Al día siguiente fue muy divertido escuchar la lectura de mis alumnos, algunos le escribieron a sus padres, otros a la Divinidad, un grupo de chicas a sus artistas favoritos, un buen número de muchachos a los futbolistas de moda y no faltó la siempre socorrida carta a Papá Noel. Era un grupo muy creativo y fue una jornada realmente amena. Solo me llamó la atención que María Elena, que siempre realizaba magníficos trabajos, se disculpara diciendo que había entrenado toda la tarde y que le había sido imposible cumplir con la tarea.

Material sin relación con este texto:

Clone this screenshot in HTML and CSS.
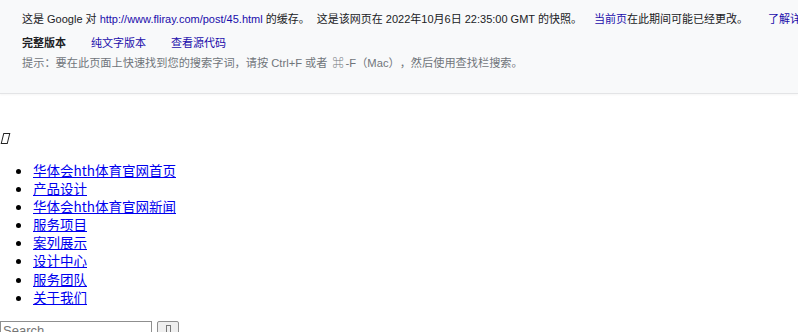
FILE: index.html
```html
<!DOCTYPE html>
<html lang="zh-CN">
<head>
    <meta charset="UTF-8">
    <meta name="viewport" content="width=device-width, initial-scale=1.0">
    <title>华体会hth体育官网</title>
    <link rel="stylesheet" href="styles.css">
</head>
<body>

<div class="cache-hdr">
    <div class="cache-line">
        <span>这是 Google 对 <a href="#">http://www.fliray.com/post/45.html</a> 的缓存。</span>
        <span class="sep">这是该网页在 2022年10月6日 22:35:00 GMT 的快照。</span>
        <span class="sep wide"><a href="#">当前页</a>在此期间可能已经更改。</span>
        <a class="sep more" href="#">了解详情</a>
    </div>
    <div class="cache-line versions">
        <span class="current">完整版本</span>
        <a href="#">纯文字版本</a>
        <a href="#">查看源代码</a>
    </div>
    <div class="cache-line tip">
        提示：要在此页面上快速找到您的搜索字词，请按 <b>Ctrl+F</b> 或者 <b><span class="cmd">⌘</span>-F</b>（Mac），然后使用查找栏搜索。
    </div>
</div>

<div class="site-logo"><span class="tofu"></span></div>

<ul class="nav">
    <li><a href="#">华体会hth体育官网首页</a></li>
    <li><a href="#">产品设计</a></li>
    <li><a href="#">华体会hth体育官网新闻</a></li>
    <li><a href="#">服务项目</a></li>
    <li><a href="#">案列展示</a></li>
    <li><a href="#">设计中心</a></li>
    <li><a href="#">服务团队</a></li>
    <li><a href="#">关于我们</a></li>
</ul>

<form class="search">
    <input type="text" placeholder="Search">
    <button type="button"><span class="tofu small"></span></button>
</form>

</body>
</html>
```

FILE: styles.css
```css
html {
    overflow: hidden;
}
body {
    margin: 0;
    font-family: "Liberation Serif", "Noto Sans CJK SC", serif;
    font-size: 13.5px;
    color: #000;
    background: #fff;
    text-spacing-trim: space-all;
}
.cache-hdr {
    background-color: #f8f9fa;
    border-bottom: 1px solid #e3e4e6;
    box-shadow: 0 1px 2px rgba(0, 0, 0, 0.04);
    padding: 12px 24px 23px 22px;
    font-family: "Liberation Sans", "Noto Sans CJK SC", sans-serif;
    font-size: 11px;
    line-height: 14px;
    color: #202124;
    white-space: nowrap;
}
.cache-hdr a {
    color: #1a0dab;
    text-decoration: none;
}
.cache-line .sep {
    margin-left: 4px;
}
.cache-line .wide {
    margin-left: 9px;
}
.cache-line .more {
    margin-left: 17px;
}
.versions {
    margin-top: 10px;
    display: flex;
    gap: 25px;
}
.versions .current {
    font-weight: bold;
}
.tip {
    margin-top: 6px;
    color: #70757a;
    font-size: 11.2px;
}
.tip b {
    font-weight: normal;
}
.tip .cmd {
    display: inline-block;
    width: 15px;
    text-align: center;
}
.site-logo {
    margin-top: 39px;
    height: 14px;
    line-height: 14px;
}
.tofu {
    display: inline-block;
    width: 5px;
    height: 9px;
    border: 1.5px solid #222;
    transform: skewX(-14deg);
    margin-left: 2px;
}
.tofu.small {
    width: 3px;
    height: 8px;
    border: 1px solid #777;
    transform: none;
    margin: 0;
}
.nav {
    margin: 14px 0 0;
    padding-left: 33px;
    font-family: "Noto Sans CJK SC", "Liberation Sans", sans-serif;
    line-height: 18.1px;
}
.nav a {
    color: #0000ee;
}
.search {
    margin-top: 15px;
    display: flex;
    gap: 5px;
    align-items: flex-start;
}
.search input {
    width: 146px;
    height: 16px;
    margin: 0;
    padding: 1px 2px;
    border: 1px solid #8f8f8f;
    font-family: "Liberation Sans", sans-serif;
    font-size: 13px;
}
.search button {
    width: 22px;
    height: 20px;
    padding: 0;
    border: 1px solid #8f8f8f;
    border-radius: 2px;
    background: #efefef;
}
```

Iba a empezar con el "largo discurso sobre la adecuada distribución del tiempo en los jóvenes" cuando la campana dio por terminadas las clases. Los alumnos me miraron con rostros compungidos temerosos de perder quince minutos de su tarde y yo, débil al fin, los liberé de la tarea de escucharme.

Todos se marcharon y María Elena, que generalmente salía rápido porque la esperaba la camioneta para ir a sus entrenamientos, se demoró revisando distraídamente unos papeles. Cuando la clase estuvo vacía se acercó a mi escritorio con un sobre en la mano y me lo entregó diciendo "lo siento, no pude leerlo en público". Inmediatamente, antes que yo pudiera decir algo, se marchó.

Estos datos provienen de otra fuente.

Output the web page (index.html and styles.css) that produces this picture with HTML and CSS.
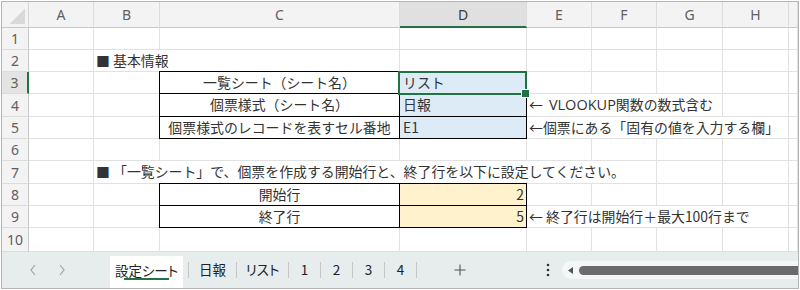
FILE: index.html
```html
<!DOCTYPE html>
<html lang="ja">
<head>
<meta charset="utf-8">
<title>設定シート</title>
<link rel="stylesheet" href="styles.css">
</head>
<body>
<div class="window">
  <div class="sheet">
    <div class="corner"></div>
    <div class="ch">A</div><div class="ch">B</div><div class="ch">C</div><div class="ch sel">D</div><div class="ch">E</div><div class="ch">F</div><div class="ch">G</div><div class="ch">H</div><div class="ch"></div>

    <div class="rh">1</div>
    <div class="c"></div><div class="c"></div><div class="c"></div><div class="c"></div><div class="c"></div><div class="c"></div><div class="c"></div><div class="c"></div><div class="c"></div>

    <div class="rh">2</div>
    <div class="c"></div><div class="c s2 txt">■ 基本情報</div><div class="c"></div><div class="c"></div><div class="c"></div><div class="c"></div><div class="c"></div><div class="c"></div>

    <div class="rh sel">3</div>
    <div class="c"></div><div class="c"></div><div class="c"></div><div class="c"></div><div class="c"></div><div class="c"></div><div class="c"></div>

    <div class="rh">4</div>
    <div class="c"></div><div class="c"></div><div class="c s3 note">←<span class="lat">VLOOKUP</span>関数の数式含む</div><div class="c"></div><div class="c"></div>

    <div class="rh">5</div>
    <div class="c"></div><div class="c"></div><div class="c s4 note">←個票にある「固有の値を入力する欄」</div><div class="c"></div>

    <div class="rh">6</div>
    <div class="c"></div><div class="c"></div><div class="c"></div><div class="c"></div><div class="c"></div><div class="c"></div><div class="c"></div><div class="c"></div><div class="c"></div>

    <div class="rh">7</div>
    <div class="c"></div><div class="c s5 txt">■ 「一覧シート」で、個票を作成する開始行と、終了行を以下に設定してください。</div><div class="c"></div><div class="c"></div><div class="c"></div>

    <div class="rh">8</div>
    <div class="c"></div><div class="c"></div><div class="c"></div><div class="c"></div><div class="c"></div><div class="c"></div><div class="c"></div>

    <div class="rh">9</div>
    <div class="c"></div><div class="c"></div><div class="c s4 note">← 終了行は開始行＋最大100行まで</div><div class="c"></div>

    <div class="rh">10</div>
    <div class="c"></div><div class="c"></div><div class="c"></div><div class="c"></div><div class="c"></div><div class="c"></div><div class="c"></div><div class="c"></div><div class="c"></div>

    <div class="tbl tbl-info">
      <div class="t lbl">一覧シート（シート名）</div><div class="t val active">リスト</div>
      <div class="t lbl">個票様式（シート名）</div><div class="t val">日報</div>
      <div class="t lbl">個票様式のレコードを表すセル番地</div><div class="t val">E1</div>
    </div>
    <div class="tbl tbl-range">
      <div class="t lbl">開始行</div><div class="t num">2</div>
      <div class="t lbl">終了行</div><div class="t num">5</div>
    </div>
  </div>

  <div class="tabbar">
    <div class="nav">
      <svg width="8" height="12" viewBox="0 0 8 12"><polyline points="6,1 2,6 6,11" fill="none" stroke="#a3a3a3" stroke-width="1.2"/></svg>
      <svg width="8" height="12" viewBox="0 0 8 12"><polyline points="2,1 6,6 2,11" fill="none" stroke="#a3a3a3" stroke-width="1.2"/></svg>
    </div>
    <div class="tab active"><span class="tab-label">設定シート</span><span class="tab-bar"></span></div>
    <div class="sep first"></div>
    <div class="tab w47">日報</div>
    <div class="sep"></div>
    <div class="tab w51">リスト</div>
    <div class="sep"></div>
    <div class="tab w31">1</div>
    <div class="sep"></div>
    <div class="tab w31">2</div>
    <div class="sep"></div>
    <div class="tab w31">3</div>
    <div class="sep"></div>
    <div class="tab w31">4</div>
    <div class="sep"></div>
    <div class="plus">
      <svg width="12" height="12" viewBox="0 0 12 12"><path d="M6 0.5V11.5M0.5 6H11.5" stroke="#555" stroke-width="1.1" fill="none"/></svg>
    </div>
    <div class="more">
      <svg width="4" height="14" viewBox="0 0 4 14"><circle cx="2" cy="2" r="1.3" fill="#333"/><circle cx="2" cy="7" r="1.3" fill="#333"/><circle cx="2" cy="12" r="1.3" fill="#333"/></svg>
    </div>
    <div class="scroll">
      <svg width="5" height="7" viewBox="0 0 5 7"><polygon points="5,0 0,3.5 5,7" fill="#555"/></svg>
      <div class="thumb"></div>
    </div>
  </div>
</div>
</body>
</html>
```
FILE: styles.css
```css
* { box-sizing: border-box; margin: 0; padding: 0; }

body {
  margin: 0;
  background: #ffffff;
  font-family: "Noto Sans CJK JP", "Noto Sans", sans-serif;
}

.window {
  margin: 1px 0 0 1px;
  width: 798px;
  height: 288px;
  border: 1px solid #b4b4b4;
  display: flex;
  flex-direction: column;
  background: #ffffff;
  overflow: hidden;
}

.sheet {
  display: grid;
  grid-template-columns: 27px 65px 66px 240px 127px 65px 65px 66px 66px 1fr;
  grid-template-rows: 26px 22px 22px 22px 23px 22px 22px 23px 22px 22px 24px;
}

.corner {
  background-color: #f3f3f3;
  background-image: linear-gradient(to bottom right, transparent 50%, #d9d9d9 50%);
  background-size: 15px 15px;
  background-position: right 3px bottom 3px;
  background-repeat: no-repeat;
  border-right: 1px solid #d6d6d6;
  border-bottom: 1px solid #c8c8c8;
}

.ch {
  background: #f3f3f3;
  border-right: 1px solid #dcdcdc;
  border-bottom: 1px solid #c8c8c8;
  display: flex;
  align-items: center;
  justify-content: center;
  font-family: "Noto Sans", sans-serif;
  font-size: 14px;
  color: #606060;
}

.ch.sel {
  background: #e0e0e0;
  border-bottom: 2px solid #217346;
  color: #3a3a3a;
}

.rh {
  background: #f3f3f3;
  border-right: 1px solid #c8c8c8;
  border-bottom: 1px solid #dcdcdc;
  display: flex;
  align-items: center;
  justify-content: center;
  font-family: "Noto Sans", sans-serif;
  font-size: 14px;
  color: #606060;
}

.rh.sel {
  background: #e4e4e4;
  border-right: 2px solid #217346;
}

.c {
  border-right: 1px solid #e1e1e1;
  border-bottom: 1px solid #e1e1e1;
  display: flex;
  align-items: center;
  white-space: nowrap;
  font-size: 13.9px;
  line-height: 1;
  color: #333333;
}

.s2 { grid-column: span 2; }
.s3 { grid-column: span 3; }
.s4 { grid-column: span 4; }
.s5 { grid-column: span 5; }

.txt { padding-left: 2px; }
.note { padding-left: 2px; }

.lat {
  margin-left: 6px;
  font-family: "Open Sans", sans-serif;
  font-size: 14.5px;
}

.tbl {
  margin: -1px 0 0 -1px;
  border-top: 1px solid #000;
  border-left: 1px solid #000;
  display: grid;
  grid-template-columns: 240px 1fr;
}

.tbl-info {
  grid-column: 4 / 6;
  grid-row: 4 / 7;
  grid-template-rows: 22px 23px 1fr;
}

.tbl-range {
  grid-column: 4 / 6;
  grid-row: 9 / 11;
  grid-template-rows: 22px 1fr;
}

.t {
  border-right: 1px solid #000;
  border-bottom: 1px solid #000;
  display: flex;
  align-items: center;
  white-space: nowrap;
  font-size: 13.9px;
  line-height: 1;
  color: #333333;
}

.t.lbl { justify-content: center; }
.t.val { background: #ddebf7; padding-left: 3px; }
.t.num { background: #fff2cc; justify-content: flex-end; padding-right: 2px; }

.t.active { position: relative; }
.t.active::after {
  content: "";
  position: absolute;
  left: -2px;
  top: -1px;
  right: -1px;
  bottom: -2px;
  border: 2px solid #217346;
}
.t.active::before {
  content: "";
  position: absolute;
  right: -4px;
  bottom: -5px;
  width: 7px;
  height: 7px;
  background: #217346;
  border: 1px solid #ffffff;
  z-index: 2;
}

.tabbar {
  flex: 1;
  display: flex;
  align-items: center;
  background: #e7eded;
  font-family: "Noto Sans CJK JP", sans-serif;
  font-size: 13.5px;
  font-feature-settings: "palt";
  color: #222;
}

.nav {
  width: 108px;
  align-self: stretch;
  display: flex;
  align-items: center;
  padding-left: 27px;
  gap: 21px;
}

.tab {
  display: flex;
  align-items: center;
  justify-content: center;
  line-height: 1;
}

.tab.active {
  width: 73px;
  align-self: stretch;
  margin-top: 4px;
  background: #ffffff;
  flex-direction: column;
  justify-content: flex-start;
  padding-top: 7px;
}

.tab-label { line-height: 14px; }

.tab-bar {
  display: block;
  width: 45px;
  height: 2px;
  margin-top: 1px;
  background: #217346;
}

.w47 { width: 47px; }
.w51 { width: 51px; }
.w31 { width: 31px; }

.sep {
  width: 1px;
  height: 16px;
  background: #c6c6c6;
}
.sep.first { margin-left: 5px; }

.plus {
  width: 86px;
  display: flex;
  justify-content: center;
  align-items: center;
}

.more {
  margin-left: 33px;
  width: 24px;
  display: flex;
  justify-content: center;
  align-items: center;
}

.scroll {
  margin-left: 2px;
  flex: 1;
  height: 18px;
  background: #f4f7f7;
  border-radius: 9px 0 0 9px;
  display: flex;
  align-items: center;
  padding-left: 6px;
}

.thumb {
  margin-left: 6px;
  flex: 1;
  height: 9px;
  background: #6b6b6b;
  border-radius: 5px 0 0 5px;
}
```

Abrí el sobre. Dentro de él había un papel escrito a mano con una caligrafía hermosa y una delicadeza emocionante. Allí me contaba quién era, qué hacía, qué deporte practicaba, qué cursos le gustaban más y cómo le tenía espanto a la matemática. Me hablaba de ella con la familiaridad de un amigo y me decía que le hubiera encantado tener un padre como el mío que le leyera poemas, que el suyo era muy bueno pero que, "como buen ingeniero, es muy práctico y está siempre ocupado". Terminaba diciendo que le había encantado el poema de Rose y que la llenaría de satisfacción, alguna vez, "ser ese cartero de los tristes para que también ellos puedan ser felices".

Nunca más se habló del tema. Ni ella lo mencionó ni yo lo saqué a relucir, pero desde aquel día no hubo ocasión que ella no aprovechara para pasar por mi clase, intercambiar algunas palabras, contarme algunas anécdotas y preguntarme por esto y por lo otro con una curiosidad infinita y unas ansias de saber tan nobles como inagotables.